La mañana ya del 27 de octubre de 2011 bajé de la nave de Aeroméxico en el aeropuerto Arturo Merino Benítez de Santiago de Chile.
Para evitar el alto costo del taxi, creo que primero tomé un autobús y luego el metro; lo que sí recuerdo fue que al cálculo descendí cerca de la estación Universidad de Chile.
No tenía señal de internet y sin Google Maps (¿ya existía?) me resultaba imposible saber en dónde estaba.
Continué mi marcha por calles desconocidas y en un puesto de periódicos y revistas pregunté por algún hotel económico.
La oscura cabeza asomada en un marco de papeles me respondió que a dos cuadras, por allá, había uno.
Seguí avanzando y di con el hotel Imperio situado en la esquina de la avenida Bernardo O’Higgins y calle San Alfonso.
Entré ya agotado de caminar y pregunté el precio en la recepción. No era barato, pero tampoco caro, así que pagué mi estancia con desayuno incluido.

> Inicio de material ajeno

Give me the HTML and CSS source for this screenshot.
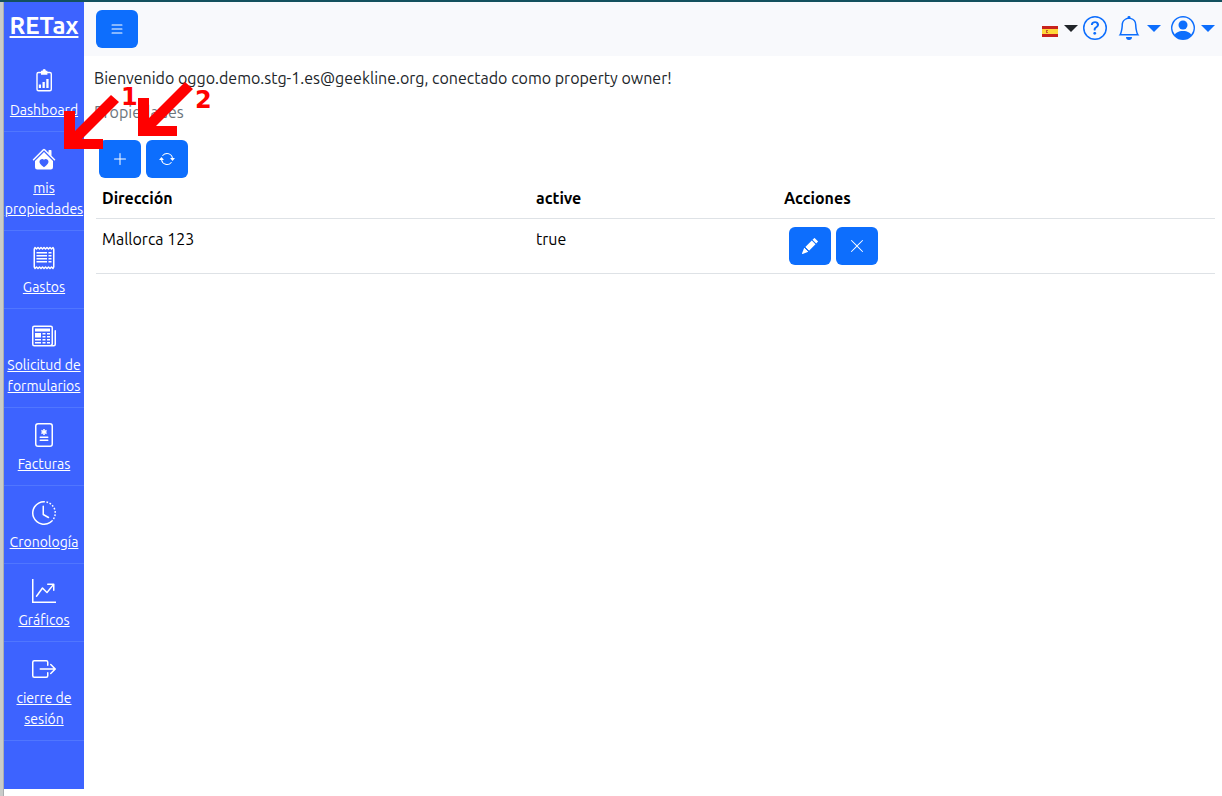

Al entrar en la habitación —ni fea ni bonita— lo primero que hice fue bañarme. Luego me tendí en la cama y caí dormido como un bulto de cemento.
Tras un rato de sueño, desempaqué mis cosas y vi que no traía adaptador para conectar la computadora y el celular.
Decidí salir a comprar uno y de paso a buscar un sitio para comer lo que fuera. Una indicación del recepcionista del hotel me señaló buscar mi adaptador en la calle Matucana, a dos cuadras de allí.
Caminé hacia el rumbo recomendado en aquella tarde espléndida, y esos primeros pasos en Santiago los recuerdos muy gratos, de un verdor pleno por los álamos y los amplios tramos con césped del camellón.
Estaba ya frente a la Estación Central del metro, en la bocacalle de O’Higgins con Matucana, sitio desde donde vi que era verdad: había allí muchos pequeños negocios de electrónica.
Pero antes de avanzar por Matucana, un griterío llamó mi atención.
Tras esto, vi que un tropel corría hacia mí; las caras de quienes corrían mostraban agitación, supongo que horror. No sé por qué, como hipnotizado, en lugar de sumarme a la estampida caminé de frente a ella.
Algunas personas que corrían me rozaban los costados al pasar. Yo iba como ido, fascinado y curioso hasta que noté una nube no muy densa pero visible.
Quise tomar una foto con el celular (creo que era Blackberry) y en eso estaba cuando la nube me llegó.
Ya no pude ni encender el celular, pues sentí una picazón horrible en los ojos.
Ahí fue cuando di marcha en reversa por segunda vez en el día, y con los ojos llorosos, ardientes, como si en ellos me hubieran tallado un xalapeño, llegué otra vez a la esquina de la calle Matucana, donde doblé y avancé media cuadra antes de encontrar la sombra de un árbol.
Los ojos me ardían, saqué mi paliacate y comencé a llorar en su decorado hindú.
El ardor desconocido casi no me permitía ver, y cuando abría los ojos todo lo veía acuoso, hiriente, con un picor inédito en las córneas. Necesitaba agua.
Casi a tientas me desplacé hacia una tiendita cercana y pedí una botella.
El encargado dijo unas palabras que no recuerdo, me pasó el agua y pagué con cualquier billete.
Salí de la tienda y buqué el resguardo del árbol bienhechor. Luego humedecí el paliacate y comencé a frotarme los ojos.
Nada. Me incliné y a ciegas me derramé agua en la cara, de lado.
El agua fría palió el ardor, pero tuvo que pasar como media hora para recuperar una visibilidad decente.
¿Por qué ocurrió esto?
Lo supe después en mi viaje mal organizado: al lado de la calle Matucana se ubica uno de los planteles de la Universidad de Chile.
Los estudiantes estaban enfrentando al gobierno de Sebastián Piñera por sus afanes privatizadores de todo, incluida la educación y el poder reprimía con camiones de agua a presión, gases lacrimógenos y demás amabilidades.
Eso fue habitual allá durante el 2011, pero yo no lo esperaba así de golpe, casi como bienvenida.